International Adoptions Focus of Ministry Outreach

Post a Comment » Written on December 18th, 2008     
Filed under: News
PADUCAH, KY (December 18, 2008) – Roger and Dawn Choate hope their ministry Healing Hannah not only will help families through the often emotionally intense process of international adoption, but also will strengthen orphanages overseas and encourage children in this country to assist orphans around the world.

The ministry was borne out of their own experience. “We really learned a lot the hard way,” says Dawn.

In 2004 the Choates (accompanying photo), who attend Four Rivers Covenant Church, adopted Hannah from an orphanage in China. Already the biological parents of two sons, Joshua and Jordan (now 13 and 10 years old respectively), they were happy when one-year-old Hanna seemed the “perfect” child as she played quietly for hours during her first month in the United States.

Family“As newly adoptive parents, you’re just happy they’re not crying,” Dawn says. They told their friends that parenting her was almost “too easy.”

That changed when Hannah began to have “emotional meltdowns” that were far more severe than a child’s temper tantrums. She would have them as many as six times a day.

Hannah began to recoil any time that Dawn touched her and panicked whenever Dawn stopped feeding her even to retrieve something from another room. “We were told there would be no attachment difficulties,” Dawn says. That was not the truth.

The Choates would spend the next year painfully working with Hannah to help her adjust. Today she has blossomed and is a joyful child.

When Dawn wrote an article about their experience that appeared in Adoption Today magazine and RainbowKids online, she was shocked when her email inbox was swamped with messages from people saying they face similar struggles. As a result, the Choates started Healing Hannah.

The ministry sponsors several projects, each named for the Choates’ children, including two the couple adopted after bringing Hannah into their home: six-year-old Maggie from China, and Isaac, 2, from Guatemala.

Maggie’s List is designed to help potential adoptive parents consider older or special needs children. Isaac’s Hope sponsors missionary work in Guatemala that focuses on the needs of children in orphanages.

Joshua and Jordan’s Great Wall of Heroes honors children helping other kids. Over the past two years, a kindergarten class has raised nearly $600 by selling popsicles and sponsoring other fundraisers. The money has helped fund surgeries for orphans.

“One of Healing Hannah’s goals is to encourage honest dialogue between orphanages and adoptive parents.”

Most recently, the Choates sponsored an online auction raising money to pay for a surgery to help a one-year-old Chinese child whose heart is located outside her rib cage. The child lives in an orphanage that is committed to the children, Dawn says.

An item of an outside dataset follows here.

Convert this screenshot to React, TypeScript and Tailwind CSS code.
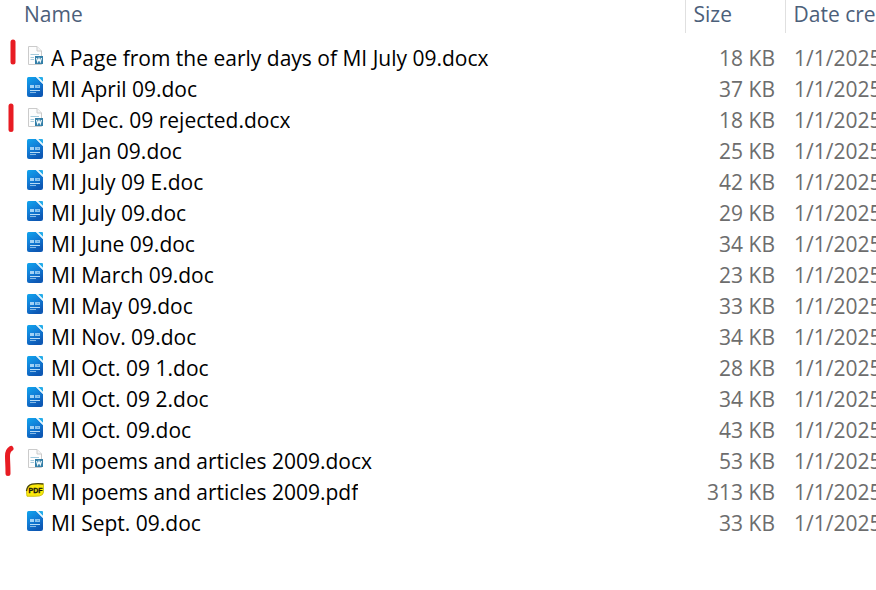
import React from 'react';

type FileKind = 'doc' | 'docx' | 'pdf';

interface FileEntry {
  name: string;
  kind: FileKind;
  size: string;
  mark?: string;
}

const CREATED = '1/1/2025';

// mark = hand-drawn pen stroke in the left margin, in the 20x40 box of the row
const files: FileEntry[] = [
  { name: 'A Page from the early days of MI July 09.docx', kind: 'docx', size: '18 KB', mark: 'M13 3V23' },
  { name: 'MI April 09.doc', kind: 'doc', size: '37 KB' },
  { name: 'MI Dec. 09 rejected.docx', kind: 'docx', size: '18 KB', mark: 'M11 5V28.500' },
  { name: 'MI Jan 09.doc', kind: 'doc', size: '25 KB' },
  { name: 'MI July 09 E.doc', kind: 'doc', size: '42 KB' },
  { name: 'MI July 09.doc', kind: 'doc', size: '29 KB' },
  { name: 'MI June 09.doc', kind: 'doc', size: '34 KB' },
  { name: 'MI March 09.doc', kind: 'doc', size: '23 KB' },
  { name: 'MI May 09.doc', kind: 'doc', size: '33 KB' },
  { name: 'MI Nov. 09.doc', kind: 'doc', size: '34 KB' },
  { name: 'MI Oct. 09 1.doc', kind: 'doc', size: '28 KB' },
  { name: 'MI Oct. 09 2.doc', kind: 'doc', size: '34 KB' },
  { name: 'MI Oct. 09.doc', kind: 'doc', size: '43 KB' },
  { name: 'MI poems and articles 2009.docx', kind: 'docx', size: '53 KB', mark: 'M11 6.500C8.500 8 7.500 10.500 7.500 14C7.500 19 8 23 8 31.500' },
  { name: 'MI poems and articles 2009.pdf', kind: 'pdf', size: '313 KB' },
  { name: 'MI Sept. 09.doc', kind: 'doc', size: '33 KB' },
];

const DocIcon = () => (
  <svg width="20" height="20" viewBox="0 0 20 20" aria-hidden="true">
    <defs>
      <linearGradient id="docFill" x1="0" y1="0" x2="0.5" y2="1">
        <stop offset="0" stopColor="#10a5ee" />
        <stop offset="0.5" stopColor="#127fd8" />
        <stop offset="1" stopColor="#0d58b4" />
      </linearGradient>
    </defs>
    <path d="M3.500 0H11L18 7V18Q18 20 16 20H4Q2 20 2 18V1.500Q2 0 3.500 0Z" fill="url(#docFill)" />
    <path d="M13 0H17Q18 0 18 1V5Z" fill="#27adea" />
    <path d="M11 0H13L18 5V7Z" fill="#e4f5fd" />
    <path d="M5 8H9V11H5Z" fill="#a4d2f5" />
    <path d="M10 8H15V11H10Z" fill="#8cc4ef" />
    <path d="M12 9H14V10H12Z" fill="#5ea9e3" />
    <path d="M5 13.500H15" stroke="#b8dcf6" />
    <path d="M5 15.500H11" stroke="#86b9e6" />
  </svg>
);

const DocxIcon = () => (
  <svg width="20" height="20" viewBox="0 0 20 20" aria-hidden="true">
    <path d="M3.500 0.500H12L16.500 5V18.500H3.500Z" fill="#fdfdfd" stroke="#cbcbcb" />
    <path d="M12 0.500V5H16.500" fill="#f5f5f5" stroke="#cbcbcb" />
    <path d="M5.500 8.500H14M5.500 11.500H9M5.500 13.500H9" stroke="#a4cadc" />
    <rect x="10" y="10" width="8" height="8" fill="#337fa8" />
    <path d="M11.500 12L12.700 15.800L14 12.500L15.300 15.800L16.500 12" fill="none" stroke="#f4fafc" strokeWidth="1.200" />
  </svg>
);

const PdfIcon = () => (
  <svg width="20" height="20" viewBox="0 0 20 20" aria-hidden="true">
    <path d="M2 16.500Q1.500 15 1.500 10Q2 5 7 4Q12 3 18.500 4V12.500Q18 15.500 14.500 16Q10 16.500 2 16.500Z" fill="#fbe90c" />
    <path d="M1.500 11Q2 5.500 7 4.200Q12 3.200 18.500 4" fill="none" stroke="#45410c" strokeWidth="1.300" />
    <path d="M1.500 11Q1.500 15 2 16.200Q10 16.500 14.500 16Q18.500 15 18.500 12V4" fill="none" stroke="#c4b814" strokeWidth="0.800" />
    <text x="10.500" y="13" textAnchor="middle" fontFamily="Liberation Sans, sans-serif" fontSize="7" fontWeight="bold" fill="#17160a" stroke="#17160a" strokeWidth="0.300">
      PDF
    </text>
  </svg>
);

const icons: Record<FileKind, React.FC> = {
  doc: DocIcon,
  docx: DocxIcon,
  pdf: PdfIcon,
};

const FileRow = ({ file }: { file: FileEntry }) => {
  const Icon = icons[file.kind];

  return (
    <tr className="h-[31px]">
      <td className="relative p-0">
        {file.mark && (
          <svg className="absolute top-0 left-0 -mt-1" width="20" height="40" viewBox="0 0 20 40" aria-hidden="true">
            <path d={file.mark} fill="none" stroke="#e81c23" strokeWidth="5" strokeLinecap="round" strokeLinejoin="round" />
          </svg>
        )}
        <div className="flex items-center gap-[6px] pl-[25px]">
          <span className="flex shrink-0 pb-[5px]">
            <Icon />
          </span>
          <span className="truncate text-black">{file.name}</span>
        </div>
      </td>
      <td className="py-0 pr-[10px] pl-0 text-right text-[#6d6d6d]">{file.size}</td>
      <td className="overflow-hidden py-0 pr-0 pl-[9px] text-[#6d6d6d]">{CREATED}</td>
    </tr>
  );
};

const App = () => {
  return (
    <main className="min-h-screen overflow-hidden bg-white">
      <table className="w-full table-fixed border-collapse font-['Open_Sans','Noto_Sans',sans-serif] text-[21px] leading-[31px] whitespace-nowrap">
        <colgroup>
          <col />
          <col className="w-[100px]" />
          <col className="w-[91px]" />
        </colgroup>
        <thead>
          <tr className="text-left text-[#4c607a]">
            <th className="pt-0 pr-0 pb-[5px] pl-6 leading-[28px] font-normal">Name</th>
            <th className="border-l border-[#e0e0e0] pt-0 pr-0 pb-[5px] pl-2 leading-[28px] font-normal">Size</th>
            <th className="overflow-hidden border-l border-[#e0e0e0] pt-0 pr-0 pb-[5px] pl-2 leading-[28px] font-normal">Date cre</th>
          </tr>
        </thead>
        <tbody className="before:block before:h-[10px]">
          {files.map((file) => (
            <FileRow key={file.name} file={file} />
          ))}
        </tbody>
      </table>
    </main>
  );
};

export default App;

“We have raised $10,000 to date through speaking engagements, the auction and another private donor,” Dawn says. The money is enough to get the girl, Ginger Zu, into surgery, which will be scheduled sometime in January. Another $4,000 needs to be raised to pay the entire bill.

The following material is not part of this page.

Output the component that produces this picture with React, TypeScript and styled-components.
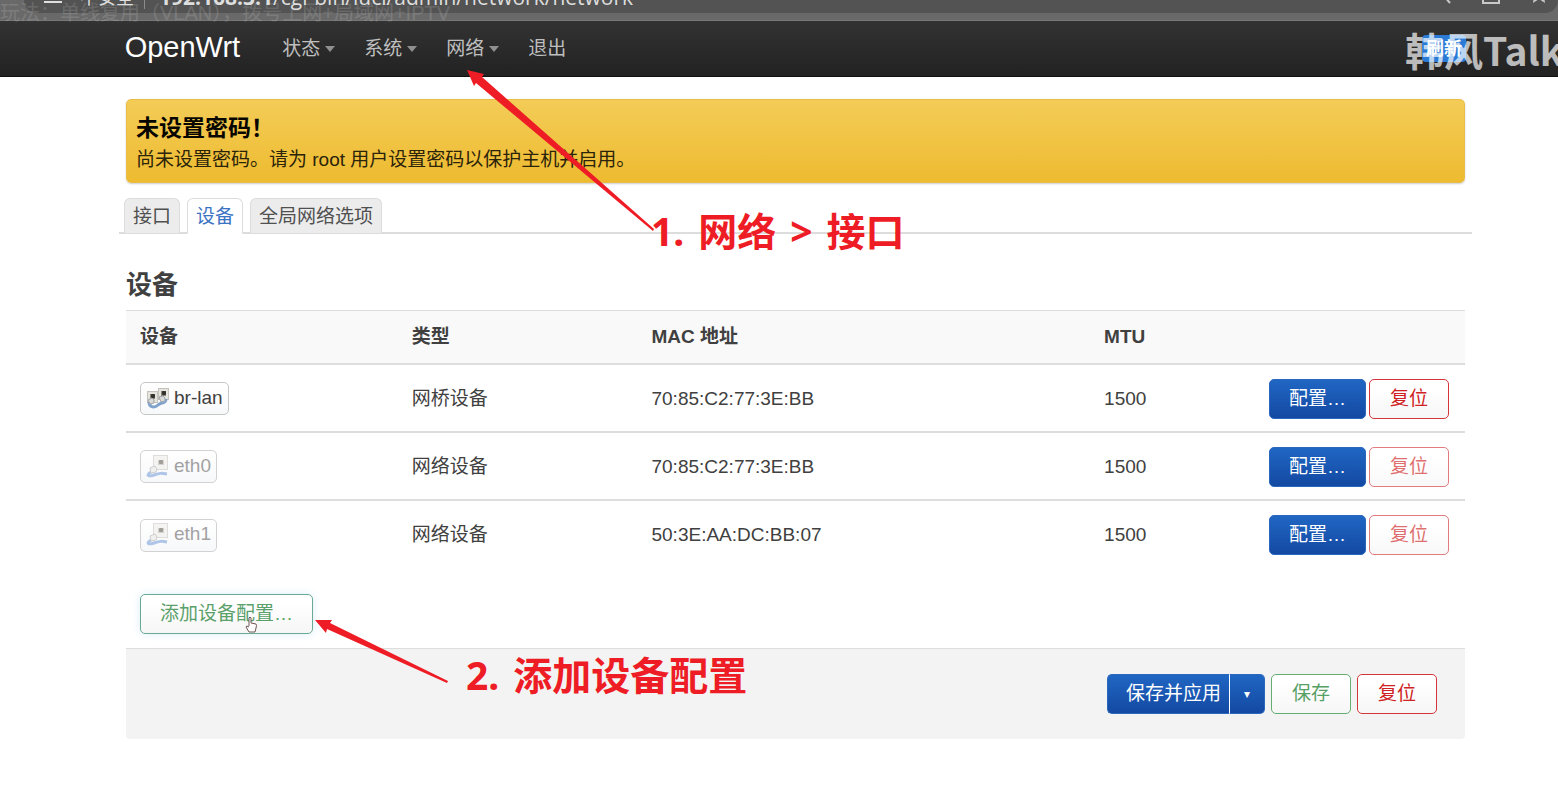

Dawn adds that one of Healing Hannah’s goals is to encourage honest dialogue between orphanages and adoptive parents. Too often, the institutions are not honest about the needs of the children, she explains. As part of the ministry, Dawn also speaks to community groups and encourages families as they try to help their own adopted children previously traumatized in orphanages.

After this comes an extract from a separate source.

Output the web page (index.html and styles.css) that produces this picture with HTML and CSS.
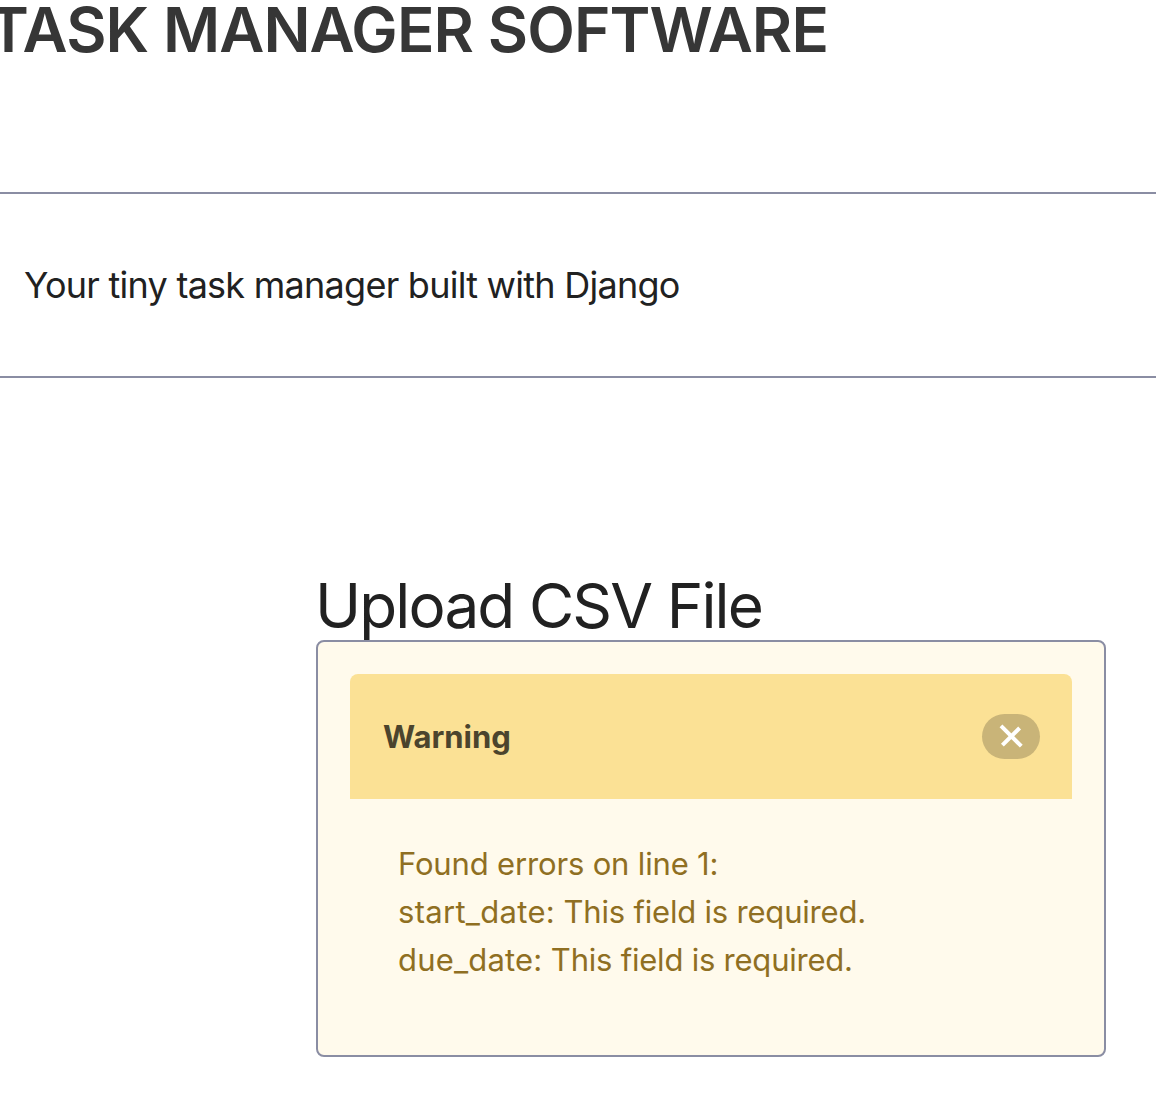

Covenanter Dana Johnson, who pioneered research on trauma suffered by children in overseas orphanages, said in an interview earlier this year that, “A relatively small percentage of children in orphanages are true orphans.” Most are left to the orphanage by parents who do not want or cannot afford to care for them and receive little attention while in the institution.

Families that are able to nurture the adoptees can make a dramatic difference in the children’s lives, said Johnson, who is a member of Bethlehem Covenant Church in Minneapolis, Minnesota.